> **Listing**:
BEGIN
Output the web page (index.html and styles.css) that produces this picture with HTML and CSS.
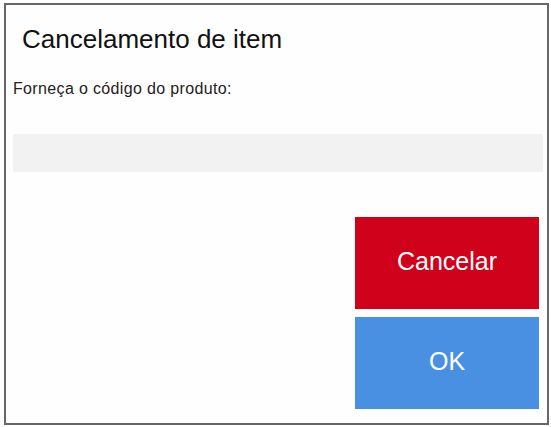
FILE: index.html
```html
<!DOCTYPE html>
<html lang="pt">
<head>
<meta charset="utf-8">
<title>Cancelamento de item</title>
<link rel="stylesheet" href="styles.css">
</head>
<body>
<div class="dialog">
  <h1 class="title">Cancelamento de item</h1>
  <p class="label">Forneça o código do produto:</p>
  <div class="field"></div>
  <div class="actions">
    <button class="btn btn-cancel">Cancelar</button>
    <button class="btn btn-ok">OK</button>
  </div>
</div>
</body>
</html>
```

FILE: styles.css
```css
html, body {
  margin: 0;
  padding: 0;
  background: #ffffff;
}
body {
  font-family: "Liberation Sans", Arial, sans-serif;
  width: 551px;
  height: 427px;
  overflow: hidden;
}
.dialog {
  box-sizing: border-box;
  margin: 3px 0 0 4px;
  width: 545px;
  height: 422px;
  border: 2px solid #676767;
  background: #fefefe;
  display: flex;
  flex-direction: column;
}
.title {
  margin: 19px 0 0 16px;
  font-size: 26px;
  line-height: 30px;
  font-weight: normal;
  color: #111;
}
.label {
  margin: 25px 0 0 7px;
  font-size: 16px;
  line-height: 19px;
  letter-spacing: 0.35px;
  color: #222;
}
.field {
  margin: 36px 4px 0 7px;
  height: 38px;
  background: #f2f2f2;
}
.actions {
  display: flex;
  flex-direction: column;
  align-items: flex-end;
  gap: 8px;
  margin: 45px 8px 0 0;
}
.btn {
  width: 184px;
  height: 92px;
  border: none;
  padding: 0 0 4px;
  font-family: "Liberation Sans", Arial, sans-serif;
  font-size: 25px;
  color: #ffffff;
}
.btn-cancel {
  background: #d0011b;
}
.btn-ok {
  background: #4a90e2;
}
```
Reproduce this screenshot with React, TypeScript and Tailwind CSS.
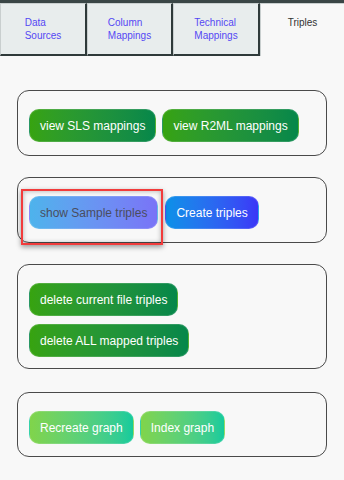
import React from "react";

const tabBase =
  "flex justify-center pt-[12px] border-l border-t border-l-[#c9cfcf] border-t-[#c9cfcf] text-[10px] leading-[13px]";

function Tab({ lines, w, active }: { lines: string[]; w: string; active?: boolean }) {
  return (
    <div
      className={
        active
          ? `${tabBase} ${w} bg-[#f8f8f8] border-l-[#2a44ff] text-[#333]`
          : `${tabBase} ${w} bg-[#e8eded] border-r-2 border-b-2 border-r-[#2f3a3a] border-b-[#2f3a3a] text-[#5548f4]`
      }
    >
      <span className="text-left">
        {lines.map((l, i) => (
          <React.Fragment key={i}>
            {l}
            {i < lines.length - 1 && <br />}
          </React.Fragment>
        ))}
      </span>
    </div>
  );
}

const btn =
  "h-[33px] px-[10px] rounded-[10px] text-[12px] leading-none whitespace-nowrap border border-white/15";
const green = `${btn} bg-gradient-to-r from-[#37a30f] to-[#05874a] text-white`;
const lime = `${btn} bg-gradient-to-r from-[#80d44a] to-[#12cb9c] text-white`;

export default function App() {
  return (
    <div className="min-h-screen bg-[#f8f8f8] font-['Liberation_Sans',Arial,sans-serif]">
      <div className="h-[3px] bg-[#3a4646]" />
      <div className="flex h-[53px]">
        <Tab lines={["Data", "Sources"]} w="w-[87px]" />
        <Tab lines={["Column", "Mappings"]} w="w-[86px]" />
        <Tab lines={["Technical", "Mappings"]} w="w-[87px]" />
        <Tab lines={["Triples"]} w="flex-1" active />
      </div>

      <div className="px-[17px] pt-[34px] flex flex-col">
        <div className="border border-[#4a4a4a] rounded-[12px] px-[11px] pt-[18px] pb-[13px] flex gap-[6px]">
          <button className={green}>view SLS mappings</button>
          <button className={green}>view R2ML mappings</button>
        </div>

        <div className="relative mt-[21px] border border-[#4a4a4a] rounded-[12px] px-[11px] pt-[18px] pb-[13px] flex gap-[7px]">
          <button className={`${btn} bg-gradient-to-r from-[#4db3ec] to-[#7973f7] text-[#4a4d5e]`}>
            show Sample triples
          </button>
          <button className={`${btn} bg-gradient-to-r from-[#0a90e8] to-[#3b35f7] text-white`}>
            Create triples
          </button>
          <div className="absolute left-[3px] top-[11px] w-[142px] h-[56px] border-2 border-[#f23c3c] shadow-[0_2px_5px_rgba(0,0,0,0.4),inset_0_0_5px_rgba(0,0,0,0.3)] pointer-events-none" />
        </div>

        <div className="mt-[21px] border border-[#4a4a4a] rounded-[12px] px-[11px] pt-[18px] pb-[11px] flex flex-col items-start gap-[8px]">
          <button className={green}>delete current file triples</button>
          <button className={green}>delete ALL mapped triples</button>
        </div>

        <div className="mt-[23px] border border-[#4a4a4a] rounded-[12px] px-[11px] pt-[18px] pb-[12px] flex gap-[6px]">
          <button className={lime}>Recreate graph</button>
          <button className={lime}>Index graph</button>
        </div>
      </div>
    </div>
  );
}
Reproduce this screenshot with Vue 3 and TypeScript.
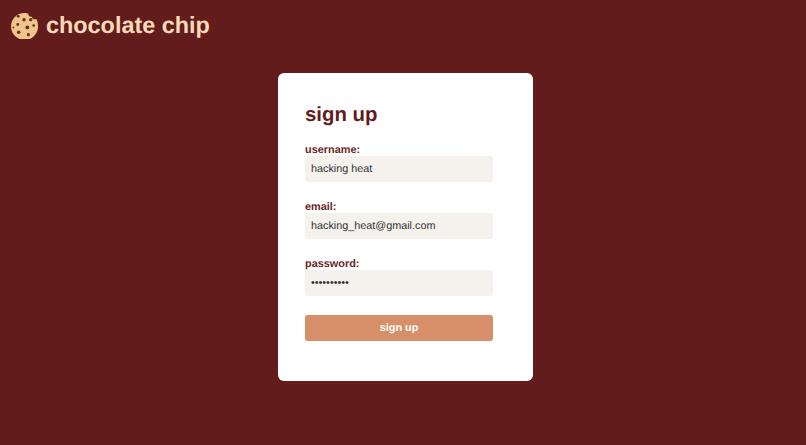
END
> **Task description**: In your copy, leave out the pictures and reproduce the material above exactly.

> **Answer in full**:
Output the web page (index.html and styles.css) that produces this picture with HTML and CSS.
FILE: index.html
```html
<!DOCTYPE html>
<html lang="pt">
<head>
<meta charset="utf-8">
<title>Cancelamento de item</title>
<link rel="stylesheet" href="styles.css">
</head>
<body>
<div class="dialog">
  <h1 class="title">Cancelamento de item</h1>
  <p class="label">Forneça o código do produto:</p>
  <div class="field"></div>
  <div class="actions">
    <button class="btn btn-cancel">Cancelar</button>
    <button class="btn btn-ok">OK</button>
  </div>
</div>
</body>
</html>
```

FILE: styles.css
```css
html, body {
  margin: 0;
  padding: 0;
  background: #ffffff;
}
body {
  font-family: "Liberation Sans", Arial, sans-serif;
  width: 551px;
  height: 427px;
  overflow: hidden;
}
.dialog {
  box-sizing: border-box;
  margin: 3px 0 0 4px;
  width: 545px;
  height: 422px;
  border: 2px solid #676767;
  background: #fefefe;
  display: flex;
  flex-direction: column;
}
.title {
  margin: 19px 0 0 16px;
  font-size: 26px;
  line-height: 30px;
  font-weight: normal;
  color: #111;
}
.label {
  margin: 25px 0 0 7px;
  font-size: 16px;
  line-height: 19px;
  letter-spacing: 0.35px;
  color: #222;
}
.field {
  margin: 36px 4px 0 7px;
  height: 38px;
  background: #f2f2f2;
}
.actions {
  display: flex;
  flex-direction: column;
  align-items: flex-end;
  gap: 8px;
  margin: 45px 8px 0 0;
}
.btn {
  width: 184px;
  height: 92px;
  border: none;
  padding: 0 0 4px;
  font-family: "Liberation Sans", Arial, sans-serif;
  font-size: 25px;
  color: #ffffff;
}
.btn-cancel {
  background: #d0011b;
}
.btn-ok {
  background: #4a90e2;
}
```
Reproduce this screenshot with React, TypeScript and Tailwind CSS.
import React from "react";

const tabBase =
  "flex justify-center pt-[12px] border-l border-t border-l-[#c9cfcf] border-t-[#c9cfcf] text-[10px] leading-[13px]";

function Tab({ lines, w, active }: { lines: string[]; w: string; active?: boolean }) {
  return (
    <div
      className={
        active
          ? `${tabBase} ${w} bg-[#f8f8f8] border-l-[#2a44ff] text-[#333]`
          : `${tabBase} ${w} bg-[#e8eded] border-r-2 border-b-2 border-r-[#2f3a3a] border-b-[#2f3a3a] text-[#5548f4]`
      }
    >
      <span className="text-left">
        {lines.map((l, i) => (
          <React.Fragment key={i}>
            {l}
            {i < lines.length - 1 && <br />}
          </React.Fragment>
        ))}
      </span>
    </div>
  );
}

const btn =
  "h-[33px] px-[10px] rounded-[10px] text-[12px] leading-none whitespace-nowrap border border-white/15";
const green = `${btn} bg-gradient-to-r from-[#37a30f] to-[#05874a] text-white`;
const lime = `${btn} bg-gradient-to-r from-[#80d44a] to-[#12cb9c] text-white`;

export default function App() {
  return (
    <div className="min-h-screen bg-[#f8f8f8] font-['Liberation_Sans',Arial,sans-serif]">
      <div className="h-[3px] bg-[#3a4646]" />
      <div className="flex h-[53px]">
        <Tab lines={["Data", "Sources"]} w="w-[87px]" />
        <Tab lines={["Column", "Mappings"]} w="w-[86px]" />
        <Tab lines={["Technical", "Mappings"]} w="w-[87px]" />
        <Tab lines={["Triples"]} w="flex-1" active />
      </div>

      <div className="px-[17px] pt-[34px] flex flex-col">
        <div className="border border-[#4a4a4a] rounded-[12px] px-[11px] pt-[18px] pb-[13px] flex gap-[6px]">
          <button className={green}>view SLS mappings</button>
          <button className={green}>view R2ML mappings</button>
        </div>

        <div className="relative mt-[21px] border border-[#4a4a4a] rounded-[12px] px-[11px] pt-[18px] pb-[13px] flex gap-[7px]">
          <button className={`${btn} bg-gradient-to-r from-[#4db3ec] to-[#7973f7] text-[#4a4d5e]`}>
            show Sample triples
          </button>
          <button className={`${btn} bg-gradient-to-r from-[#0a90e8] to-[#3b35f7] text-white`}>
            Create triples
          </button>
          <div className="absolute left-[3px] top-[11px] w-[142px] h-[56px] border-2 border-[#f23c3c] shadow-[0_2px_5px_rgba(0,0,0,0.4),inset_0_0_5px_rgba(0,0,0,0.3)] pointer-events-none" />
        </div>

        <div className="mt-[21px] border border-[#4a4a4a] rounded-[12px] px-[11px] pt-[18px] pb-[11px] flex flex-col items-start gap-[8px]">
          <button className={green}>delete current file triples</button>
          <button className={green}>delete ALL mapped triples</button>
        </div>

        <div className="mt-[23px] border border-[#4a4a4a] rounded-[12px] px-[11px] pt-[18px] pb-[12px] flex gap-[6px]">
          <button className={lime}>Recreate graph</button>
          <button className={lime}>Index graph</button>
        </div>
      </div>
    </div>
  );
}
Reproduce this screenshot with Vue 3 and TypeScript.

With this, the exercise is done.